Syed Moududi has issues with what he sees as divinisation of guide and servile mentality of disciples resulting in “the incapacity of all mental powers of discrimination and criticism of thinking and reasoning, and the disciple is completely obsessed with the guide’s personality and authority as if he were his Lord.”

Syed Moududi largely revives Ibn Taymiyyah’s classification of Sufis and accordingly seeks to:

Propagate what he sees as worth emulating. He follows Ibn Taymiyyah in listing such early Sufis as Fudayl bin ‘Ayyad, Ibrahim Adham, Ma’ruf Karkhl, in this camp.

Reject what is condemnable due to admixture of Greek and Stoic, Zoroastrian and Vedantic philosophies and incorporation of “monastic and yogic practices and customs and polytheistic ideas which recognises the Shan’ah, tariqah, and ma ‘rifah as independent and more often contradictory aspects of life, and which aims at training man for other purposes than training him for his duties as Allah’s vicegerent on the earth”

Purify or reform that which has “conjoined in it traits and features of both the first two kinds” and whose ends are more or less different from those desired and cherished by Islam” and fails to prepare man for his “duties of Allah’s vicegerency” or have “a comprehensive view of Religion,” or qualified to establish it.

The argument regarding certain pathologies creeping in in most of the people associated with the traditional institution of initiation chains, guide-disciple relationship and certain mystifying occultist and cultist framing besides tendency to indulge in states instead of working hard for perfection of virtues/ stations has been widely noted.

Shariah, tariqah and marifa haven’t been conceived as independent in integral Sufism of great Sufi Masters but constitute a hierarchy in which subsequent terms embrace/transcend and not negate the prior ones. They are not contradictory either. Syed Moududi hasn’t corroborated his theses with compelling evidence. It is in the exposition of such Masters as Ibn Arabi that we find the most comprehensive ground for preparation of the role of vicegerancy of God.

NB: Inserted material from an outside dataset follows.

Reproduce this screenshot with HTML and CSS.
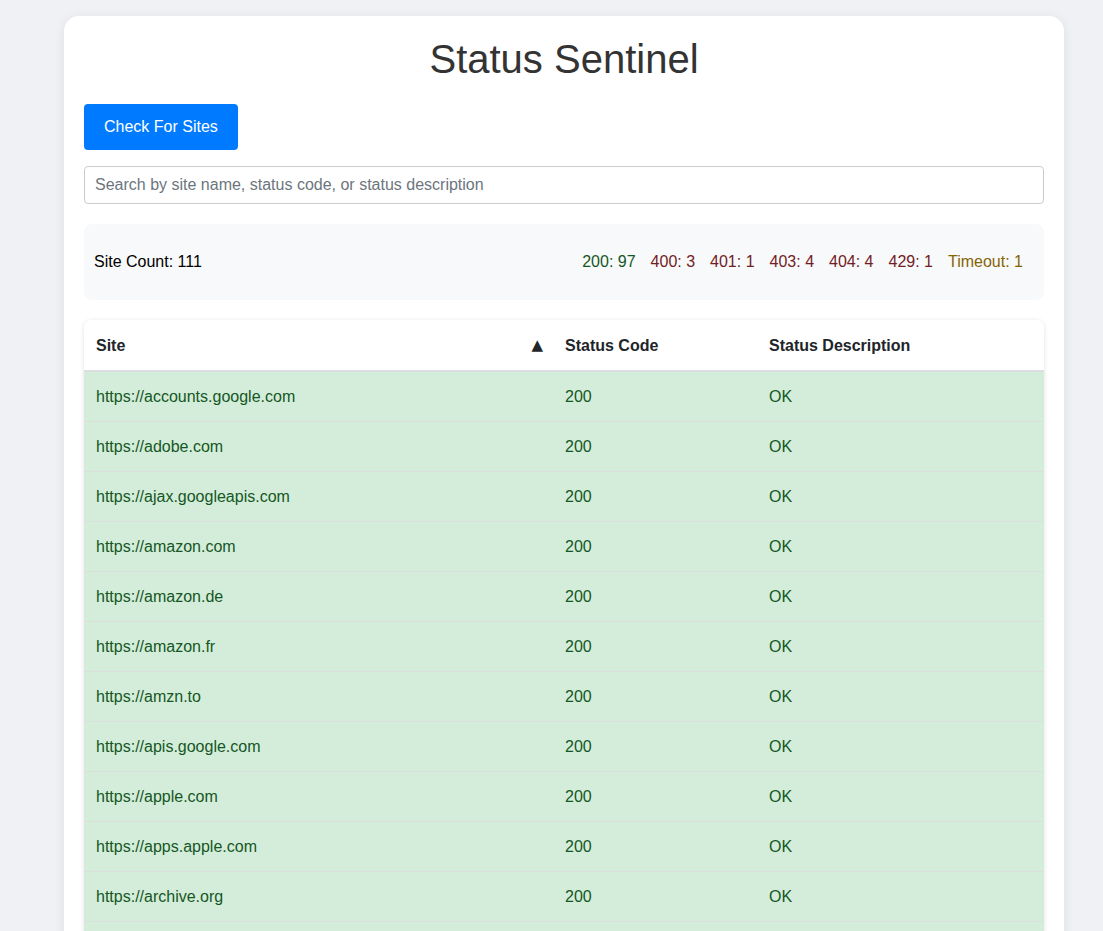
FILE: index.html
```html
<!DOCTYPE html>
<html lang="en">
<head>
<meta charset="utf-8">
<title>Status Sentinel</title>
<link rel="stylesheet" href="styles.css">
</head>
<body>
<main class="container">
  <h1 class="title">Status Sentinel</h1>
  <button class="btn-check" type="button">Check For Sites</button>
  <input class="search" type="text" placeholder="Search by site name, status code, or status description">
  <section class="stats">
    <div class="site-count">Site Count: 111</div>
    <div class="status-counts">
      <span class="count ok">200: 97</span>
      <span class="count err">400: 3</span>
      <span class="count err">401: 1</span>
      <span class="count err">403: 4</span>
      <span class="count err">404: 4</span>
      <span class="count err">429: 1</span>
      <span class="count warn">Timeout: 1</span>
    </div>
  </section>
  <div class="table-wrap">
    <table class="sites">
      <thead>
        <tr>
          <th class="col-site"><div class="th-inner"><span>Site</span><span class="sort">▲</span></div></th>
          <th class="col-code">Status Code</th>
          <th class="col-desc">Status Description</th>
        </tr>
      </thead>
      <tbody>
        <tr class="row-ok"><td>https://accounts.google.com</td><td>200</td><td>OK</td></tr>
        <tr class="row-ok"><td>https://adobe.com</td><td>200</td><td>OK</td></tr>
        <tr class="row-ok"><td>https://ajax.googleapis.com</td><td>200</td><td>OK</td></tr>
        <tr class="row-ok"><td>https://amazon.com</td><td>200</td><td>OK</td></tr>
        <tr class="row-ok"><td>https://amazon.de</td><td>200</td><td>OK</td></tr>
        <tr class="row-ok"><td>https://amazon.fr</td><td>200</td><td>OK</td></tr>
        <tr class="row-ok"><td>https://amzn.to</td><td>200</td><td>OK</td></tr>
        <tr class="row-ok"><td>https://apis.google.com</td><td>200</td><td>OK</td></tr>
        <tr class="row-ok"><td>https://apple.com</td><td>200</td><td>OK</td></tr>
        <tr class="row-ok"><td>https://apps.apple.com</td><td>200</td><td>OK</td></tr>
        <tr class="row-ok"><td>https://archive.org</td><td>200</td><td>OK</td></tr>
        <tr class="row-ok"><td>https://bbc.co.uk</td><td>200</td><td>OK</td></tr>
      </tbody>
    </table>
  </div>
</main>
</body>
</html>
```

FILE: styles.css
```css
html, body {
  margin: 0;
  padding: 0;
}
body {
  background: #f0f1f5;
  font-family: "Liberation Sans", Arial, sans-serif;
  color: #212529;
  padding: 16px 39px 0 64px;
  height: 931px;
  overflow: hidden;
  box-sizing: border-box;
}
.container {
  width: 1000px;
  box-sizing: border-box;
  background: #fff;
  border-radius: 15px;
  padding: 20px 20px 40px;
  box-shadow: 0 2px 12px rgba(0, 0, 0, 0.08);
  display: flex;
  flex-direction: column;
  align-items: flex-start;
}
.title {
  align-self: stretch;
  text-align: center;
  margin: 0 0 22px;
  font-size: 40px;
  font-weight: normal;
  line-height: 46px;
  color: #333;
}
.btn-check {
  background: #007bff;
  color: #fff;
  border: none;
  border-radius: 4px;
  font-family: inherit;
  font-size: 16px;
  line-height: 18px;
  height: 46px;
  padding: 0 20px;
  white-space: nowrap;
  cursor: pointer;
  margin-bottom: 16px;
}
.search {
  align-self: stretch;
  box-sizing: border-box;
  height: 38px;
  border: 1px solid #ccc;
  border-radius: 4px;
  padding: 0 10px;
  font-family: inherit;
  font-size: 16px;
  color: #333;
  margin: 0 0 20px;
}
.search::placeholder {
  color: #6c757d;
}
.stats {
  align-self: stretch;
  background: #f8f9fa;
  border-radius: 8px;
  display: flex;
  justify-content: space-between;
  align-items: center;
  padding: 29px 21px 29px 10px;
  font-size: 16px;
  line-height: 18px;
  margin-bottom: 20px;
}
.site-count {
  color: #000;
}
.status-counts {
  display: flex;
  gap: 15px;
}
.count.ok { color: #155724; }
.count.err { color: #721c24; }
.count.warn { color: #856404; }
.table-wrap {
  align-self: stretch;
  border-radius: 8px;
  overflow: hidden;
  box-shadow: 0 1px 5px rgba(0, 0, 0, 0.12);
}
.sites {
  width: 100%;
  border-collapse: separate;
  border-spacing: 0;
  font-size: 16px;
  table-layout: fixed;
}
.sites th {
  box-sizing: border-box;
  text-align: left;
  font-weight: bold;
  color: #212529;
  background: #fff;
  padding: 17px 12px 16px;
  line-height: 17px;
  border-bottom: 2px solid #dcdde0;
}
.col-site { width: 469px; }
.col-code { width: 204px; }
.th-inner {
  display: flex;
  justify-content: space-between;
  align-items: center;
}
.sort {
  font-family: "DejaVu Sans", sans-serif;
  font-size: 15px;
  line-height: 17px;
  margin-right: -2px;
}
.sites td {
  padding: 16px 12px;
  line-height: 17px;
  border-bottom: 1px solid #dcdedc;
}
.row-ok td {
  background: #d4edda;
  color: #155724;
}
```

It appears Syed Moududi didn’t take enough trouble to refute what he considered antithetical doctrines of Sufis or engage very closely with any great Sufi metaphysician but he succeeded in translating/appropriating the core moral and spiritual content of Sufism understood as struggle with the lower self and perfection of virtues in the pages of his life and work.

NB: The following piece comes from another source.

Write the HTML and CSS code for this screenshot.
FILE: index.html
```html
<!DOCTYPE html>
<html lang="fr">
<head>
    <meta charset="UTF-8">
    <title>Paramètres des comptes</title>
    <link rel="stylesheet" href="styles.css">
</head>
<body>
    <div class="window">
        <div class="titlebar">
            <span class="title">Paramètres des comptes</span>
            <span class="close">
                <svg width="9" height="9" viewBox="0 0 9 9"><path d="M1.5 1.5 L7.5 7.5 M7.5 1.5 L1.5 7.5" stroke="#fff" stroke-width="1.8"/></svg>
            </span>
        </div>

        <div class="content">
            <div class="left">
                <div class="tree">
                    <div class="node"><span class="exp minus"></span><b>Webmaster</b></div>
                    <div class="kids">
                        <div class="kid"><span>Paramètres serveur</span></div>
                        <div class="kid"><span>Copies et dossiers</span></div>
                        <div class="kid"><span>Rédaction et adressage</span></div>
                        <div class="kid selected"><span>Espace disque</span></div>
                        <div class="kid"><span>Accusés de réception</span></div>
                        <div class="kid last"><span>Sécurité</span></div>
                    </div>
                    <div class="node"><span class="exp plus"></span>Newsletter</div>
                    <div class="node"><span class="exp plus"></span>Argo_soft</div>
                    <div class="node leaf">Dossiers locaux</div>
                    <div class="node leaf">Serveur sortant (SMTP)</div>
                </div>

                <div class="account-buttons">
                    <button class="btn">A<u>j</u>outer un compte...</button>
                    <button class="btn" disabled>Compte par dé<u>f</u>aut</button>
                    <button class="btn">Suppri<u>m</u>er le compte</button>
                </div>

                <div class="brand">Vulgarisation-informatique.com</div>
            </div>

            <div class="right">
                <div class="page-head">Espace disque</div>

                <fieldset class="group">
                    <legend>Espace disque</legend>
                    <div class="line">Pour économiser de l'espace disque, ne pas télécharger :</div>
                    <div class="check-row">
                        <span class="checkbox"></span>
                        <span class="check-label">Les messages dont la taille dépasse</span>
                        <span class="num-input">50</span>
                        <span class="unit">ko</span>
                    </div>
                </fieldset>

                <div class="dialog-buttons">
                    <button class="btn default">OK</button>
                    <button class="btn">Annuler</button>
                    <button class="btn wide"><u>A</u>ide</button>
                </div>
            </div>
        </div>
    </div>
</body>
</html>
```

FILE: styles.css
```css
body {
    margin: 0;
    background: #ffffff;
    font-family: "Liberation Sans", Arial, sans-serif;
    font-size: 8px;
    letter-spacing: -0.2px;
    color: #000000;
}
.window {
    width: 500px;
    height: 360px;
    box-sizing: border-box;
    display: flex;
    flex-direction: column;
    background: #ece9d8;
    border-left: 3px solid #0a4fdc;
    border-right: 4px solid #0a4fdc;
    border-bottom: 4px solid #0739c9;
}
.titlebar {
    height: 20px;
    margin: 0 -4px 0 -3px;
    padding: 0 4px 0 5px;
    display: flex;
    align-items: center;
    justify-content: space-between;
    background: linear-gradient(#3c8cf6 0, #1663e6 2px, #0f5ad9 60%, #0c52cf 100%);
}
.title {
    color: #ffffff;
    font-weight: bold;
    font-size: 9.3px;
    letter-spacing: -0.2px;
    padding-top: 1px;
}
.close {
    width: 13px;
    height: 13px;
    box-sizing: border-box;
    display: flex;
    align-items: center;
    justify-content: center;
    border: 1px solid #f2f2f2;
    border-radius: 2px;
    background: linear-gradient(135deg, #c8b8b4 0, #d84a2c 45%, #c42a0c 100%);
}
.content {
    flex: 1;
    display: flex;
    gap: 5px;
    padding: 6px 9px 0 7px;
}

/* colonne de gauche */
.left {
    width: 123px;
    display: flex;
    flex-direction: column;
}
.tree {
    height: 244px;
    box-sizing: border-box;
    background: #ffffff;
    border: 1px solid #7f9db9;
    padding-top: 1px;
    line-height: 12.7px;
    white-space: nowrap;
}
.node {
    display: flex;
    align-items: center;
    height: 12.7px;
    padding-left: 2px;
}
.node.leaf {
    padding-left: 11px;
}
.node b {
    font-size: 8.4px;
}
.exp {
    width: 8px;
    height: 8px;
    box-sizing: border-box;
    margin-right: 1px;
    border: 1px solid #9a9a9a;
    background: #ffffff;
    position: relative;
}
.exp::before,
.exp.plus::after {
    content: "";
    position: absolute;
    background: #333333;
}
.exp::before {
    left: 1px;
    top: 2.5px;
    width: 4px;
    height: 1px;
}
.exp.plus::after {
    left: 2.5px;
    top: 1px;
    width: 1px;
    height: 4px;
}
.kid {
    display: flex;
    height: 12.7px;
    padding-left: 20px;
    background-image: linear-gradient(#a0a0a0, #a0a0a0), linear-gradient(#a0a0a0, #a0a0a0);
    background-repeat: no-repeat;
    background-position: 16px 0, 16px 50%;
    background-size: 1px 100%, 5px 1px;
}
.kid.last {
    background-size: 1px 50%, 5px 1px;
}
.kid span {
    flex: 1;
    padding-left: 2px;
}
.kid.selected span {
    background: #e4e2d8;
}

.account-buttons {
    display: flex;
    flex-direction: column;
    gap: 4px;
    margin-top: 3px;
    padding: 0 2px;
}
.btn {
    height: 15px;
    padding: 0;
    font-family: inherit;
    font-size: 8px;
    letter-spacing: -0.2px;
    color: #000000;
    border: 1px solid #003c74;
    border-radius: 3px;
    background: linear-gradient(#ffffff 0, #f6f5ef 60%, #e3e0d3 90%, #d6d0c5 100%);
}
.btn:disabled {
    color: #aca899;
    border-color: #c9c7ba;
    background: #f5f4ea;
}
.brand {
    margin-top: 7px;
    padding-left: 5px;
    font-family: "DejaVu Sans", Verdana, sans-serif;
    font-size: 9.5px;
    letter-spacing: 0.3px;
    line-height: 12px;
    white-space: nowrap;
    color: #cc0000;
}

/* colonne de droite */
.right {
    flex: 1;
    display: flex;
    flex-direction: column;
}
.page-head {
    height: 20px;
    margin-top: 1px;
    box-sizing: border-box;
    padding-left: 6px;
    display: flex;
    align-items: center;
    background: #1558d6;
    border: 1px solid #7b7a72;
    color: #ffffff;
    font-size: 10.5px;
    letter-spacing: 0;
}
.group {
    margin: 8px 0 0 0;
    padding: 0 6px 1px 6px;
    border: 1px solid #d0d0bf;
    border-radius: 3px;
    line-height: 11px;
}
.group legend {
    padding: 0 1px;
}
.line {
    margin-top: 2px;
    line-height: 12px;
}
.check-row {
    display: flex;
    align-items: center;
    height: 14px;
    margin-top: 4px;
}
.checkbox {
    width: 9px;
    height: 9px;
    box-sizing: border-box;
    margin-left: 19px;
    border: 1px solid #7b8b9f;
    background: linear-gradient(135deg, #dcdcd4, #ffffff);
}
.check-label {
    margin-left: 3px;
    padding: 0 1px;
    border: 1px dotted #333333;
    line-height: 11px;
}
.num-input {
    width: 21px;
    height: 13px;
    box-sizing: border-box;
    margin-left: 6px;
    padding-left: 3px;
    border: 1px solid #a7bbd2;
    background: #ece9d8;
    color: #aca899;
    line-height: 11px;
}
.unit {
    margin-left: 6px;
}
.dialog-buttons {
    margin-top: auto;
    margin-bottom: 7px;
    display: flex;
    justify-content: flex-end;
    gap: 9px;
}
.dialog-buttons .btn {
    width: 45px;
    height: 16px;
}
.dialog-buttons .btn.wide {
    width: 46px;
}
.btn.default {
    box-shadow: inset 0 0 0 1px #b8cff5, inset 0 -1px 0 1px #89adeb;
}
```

One finds in Syed Moududi scholarship woefully inadequate attention to the problem of the mystical. One is compelled to conclude from a slim volume on the issue on Maulana Maududi and Tasawwuf published by Markazi Maktabai Islami and a few pages engaging with Sufism that lie scattered in various writings that although his was essentially positive estimate of the essence of tasawwuf, the work shows rather tangential and simplistic engagement with a great tradition.